For actions you need to subscribe to the std_msgs::Bool from the behavior tree which indiates whether or not the action is active. When it is active you need to publish the status as a behavior_tree_msgs::Status at a sufficiently high frequency.

First make sure you include the message type headers:

#include <std_msgs/Bool.h>
#include <behavior_tree_msgs/Status.h>

Initialize the subscriber and publisher:

bool is_action_active = false;
ros::Subscriber action_active_sub = node_handle.subscribe("/example_action_active", 10, action_active_callback);
ros::Publisher action_status_pub = node_handle.advertise<behavior_tree_msgs::Status>("/example_action_status", 1);

In the subscriber's callback function, update the bool variable:

void action_active_callback(std_msgs::Bool msg){
	is_action_active = true;
}

Now check whether the action is active and if it is perform some task and publish it's status. Again, make sure the status is published at a sufficiently high rate.

if(is_action_active){
	behavior_tree_msgs::Status status;
	
	if( /* the action isn't done yet */ )
		status.status = behavior_tree_msgs::Status::RUNNING;
	else if( /* the actions is done and was successful */ )
		status.status = behavior_tree_msgs::Status::SUCCESS;
	else
		status.status = behavior_tree_msgs::Status::FAILURE;
	
	action_status_pub.publish(status);
}

Condition and Action Helper Classes

Instead of directly sending ROS messages, you can use Condition and Action helper classes that set up the publishers and subscribers for you. Make sure your CMakeLists.txt and package.xml depend on the behavior_tree package.

  • Conditions

Include the library:

#include <behavior_tree/behavior_tree.h>

Initialize a condition:

bt::Condition condition(node_handle, "Example Condition");

The second argument to the Condition class's construcutor is the same text that the condition node is labled with in your config file. The class automatically creates a subscriber to the corresponding topic that the behavior_tree expects to receive the std_msgs::Bool on.
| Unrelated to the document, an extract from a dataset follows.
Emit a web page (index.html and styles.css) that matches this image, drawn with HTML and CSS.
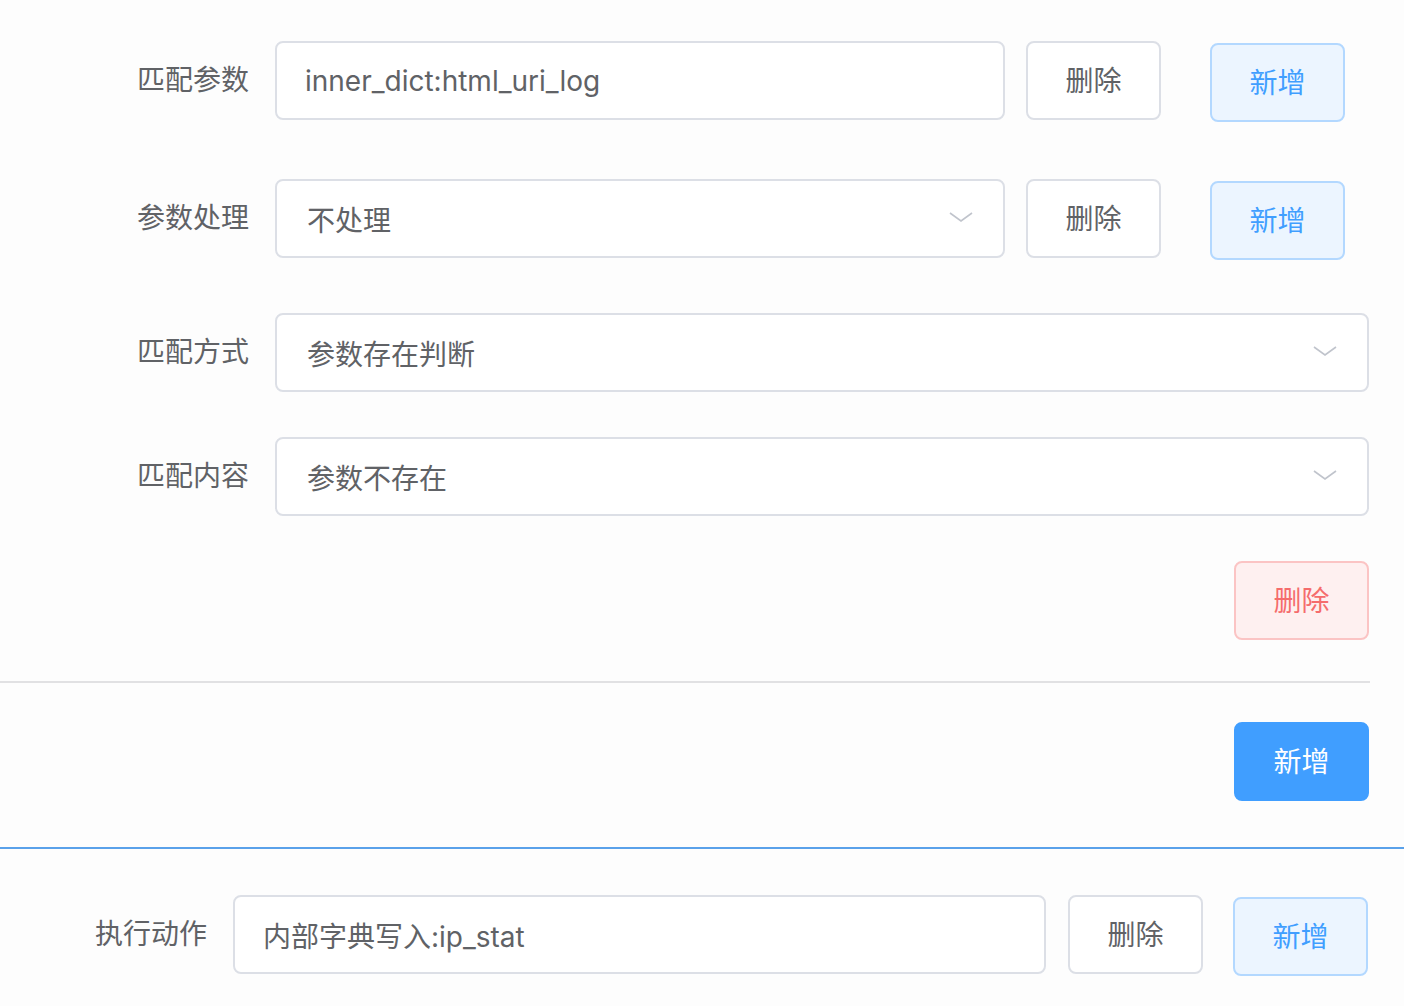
FILE: index.html
```html
<!DOCTYPE html>
<html lang="zh">
<head>
<meta charset="utf-8">
<title>规则</title>
<link rel="stylesheet" href="styles.css">
</head>
<body>
<div class="page">
  <div class="rules">
    <div class="form-item row-1">
      <div class="label">匹配参数</div>
      <div class="control">
        <div class="input"><span class="value">inner_dict:html_uri_log</span></div>
        <button class="btn btn-plain">删除</button>
        <button class="btn btn-add">新增</button>
      </div>
    </div>
    <div class="form-item row-2">
      <div class="label">参数处理</div>
      <div class="control">
        <div class="input select"><span class="value">不处理</span>
          <svg class="chev" viewBox="0 0 24 10" width="24" height="10"><path d="M1 1 L12 9 L23 1" fill="none" stroke="#c0c4cc" stroke-width="1.6"/></svg>
        </div>
        <button class="btn btn-plain">删除</button>
        <button class="btn btn-add">新增</button>
      </div>
    </div>
    <div class="form-item row-3">
      <div class="label">匹配方式</div>
      <div class="control full">
        <div class="input select"><span class="value">参数存在判断</span>
          <svg class="chev" viewBox="0 0 24 10" width="24" height="10"><path d="M1 1 L12 9 L23 1" fill="none" stroke="#c0c4cc" stroke-width="1.6"/></svg>
        </div>
      </div>
    </div>
    <div class="form-item row-4">
      <div class="label">匹配内容</div>
      <div class="control full">
        <div class="input select"><span class="value">参数不存在</span>
          <svg class="chev" viewBox="0 0 24 10" width="24" height="10"><path d="M1 1 L12 9 L23 1" fill="none" stroke="#c0c4cc" stroke-width="1.6"/></svg>
        </div>
      </div>
    </div>
    <div class="rule-actions">
      <button class="btn btn-danger">删除</button>
    </div>
  </div>
  <div class="divider"></div>
  <div class="add-rule">
    <button class="btn btn-primary">新增</button>
  </div>
  <div class="blue-line"></div>
  <div class="form-item action-row">
    <div class="label label-action">执行动作</div>
    <div class="control">
      <div class="input"><span class="value">内部字典写入:ip_stat</span></div>
      <button class="btn btn-plain">删除</button>
      <button class="btn btn-add btn-add-action">新增</button>
    </div>
  </div>
</div>
</body>
</html>
```
FILE: styles.css
```css
* { box-sizing: border-box; }
html, body {
  margin: 0;
  padding: 0;
  background: #fdfdfd;
}
body {
  font-family: "Inter", "Noto Sans CJK SC", sans-serif;
  font-size: 28px;
  color: #606266;
  width: 1404px;
  height: 1006px;
  overflow: hidden;
}
.page {
  padding-top: 41px;
}
.rules {
  padding-right: 35px;
}
.form-item {
  display: flex;
  align-items: flex-start;
}
.row-1 { margin-bottom: 57px; }
.row-2 { margin-bottom: 53px; }
.row-3 { margin-bottom: 45px; }
.row-4 { margin-bottom: 45px; }
.label {
  width: 275px;
  flex: none;
  text-align: right;
  padding-right: 26px;
  line-height: 79px;
  color: #606266;
}
.control {
  flex: 1;
  display: flex;
  align-items: flex-start;
  padding-right: 24px;
}
.control.full { padding-right: 0; }
.input {
  flex: 1;
  height: 79px;
  border: 2px solid #dcdfe6;
  border-radius: 8px;
  background: #fff;
  display: flex;
  align-items: center;
  padding-left: 28px;
  padding-right: 30px;
}
.input .value { flex: 1; }
.select .value { padding-left: 2px; }
.chev { flex: none; position: relative; top: -2px; }
.btn {
  font-family: inherit;
  font-size: 28px;
  width: 135px;
  height: 79px;
  border-radius: 8px;
  border: 2px solid #dcdfe6;
  background: #fff;
  color: #606266;
  padding: 0 0 3px 0;
  flex: none;
  cursor: pointer;
}
.btn-plain { margin-left: 21px; }
.btn-add {
  margin-left: 49px;
  margin-top: 2px;
  background: #ecf5ff;
  border-color: #b3d8ff;
  color: #409eff;
}
.btn-danger {
  background: #fef0f0;
  border-color: #fbc4c4;
  color: #f56c6c;
}
.btn-primary {
  background: #409eff;
  border-color: #409eff;
  color: #fff;
}
.rule-actions {
  display: flex;
  justify-content: flex-end;
}
.divider {
  margin-top: 41px;
  width: 1370px;
  height: 2px;
  background: #e1e1e3;
}
.add-rule {
  display: flex;
  justify-content: flex-end;
  padding-right: 35px;
  margin-top: 39px;
}
.blue-line {
  margin-top: 46px;
  height: 2px;
  background: #5aa1ea;
}
.action-row {
  margin-top: 46px;
}
.label-action { width: 233px; }
.action-row .control { padding-right: 36px; }
.action-row .btn-plain { margin-left: 22px; }
.btn-add-action { margin-left: 30px; }
```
Now, set the value of the condition and publish it. As before, make sure to publish at a high enough frequency:

condition.set(true);
condition.publish();

You can also get the value of the condition using get(), which returns a bool:

bool success = condition.get();
  • Actions

Include the library:

#include <behavior_tree/behavior_tree.h>

Initialize an action:

bt::Action action(node_handle, "Example Action");

Like the condition node, the Action constructor's second argument is the same text that is on the label of the action node in your config file. The class automatically creates a subscriber to the std_msgs::Bool topic that tells whether the action is active, and a publisher that publishes the std_msgs::String status. Make sure that the node handle you pass to the Action class has a callback queue that can handle receiving the std_msgs::Bool without being delayed too much by other callbacks.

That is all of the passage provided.